Women carrying faulty genes have an almost three in four chance of developing breast cancer and feeding their babies naturally is one of the few ways they can reduce that risk, researchers have found.
A study has found that women carrying the BRCA1 gene were 32 per cent less likely to develop breast cancer if they breastfed for at least a year compared with women with the gene who did not.
The Daily Telegraph reported that women with the genetic faults are at such a high risk of breast cancer that many opt for preventive surgery, a double mastectomy, as they fear they are living with a time bomb.
The research conducted by the Women’s Research Institute in Ontario, Canada, calculated that just five women with the BRCA 1 gene needed to breastfeed for a year to prevent one developing cancer.
However breastfeeding had no effect on the cancer risk for women carrying the BRCA2 gene, suggesting the way the two genes cause cancer are different.
Amongst the general population of healthy women, breastfeeding for a year reduces the risk of breast cancer by 4.3 per cent, the authors said.
Almost 6,000 women with the BRCA1 or BRCA2 genes were included in the study, with around half having already been diagnosed with cancer.
The women were matched to each other as closely as possible, including number of births, age and body weight, giving 1665 pairs to be analysed.
The cancer sufferers had breastfed for an average of two months less than those without cancer.
It was calculated that breastfeeding for one year reduced the risk of cancer by 32 per cent and for two or more years cut it by almost half.

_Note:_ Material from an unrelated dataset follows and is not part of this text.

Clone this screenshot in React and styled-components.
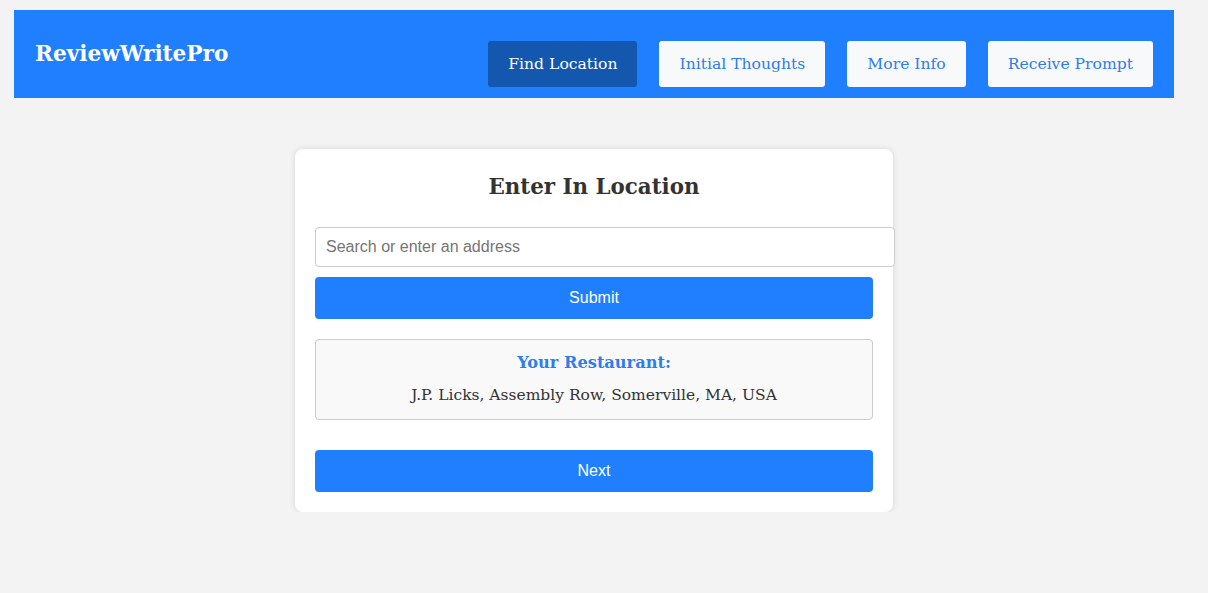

The researchers said each year of breastfeeding reduced the risk of breast cancer by 19 per cent.
Co author Dr Steven Narod, wrote in the journal BioMed Central: “These findings corroborate a protective role of breastfeeding on breast cancer risk for BRCA1.
“The lack of an association for BRCA2 mutation carriers suggests that the biological pathway for carcinogenesis is different for the two genes. Women with a BRCA mutation should be advised of the benefit of breastfeeding in terms of reducing breast cancer risk.”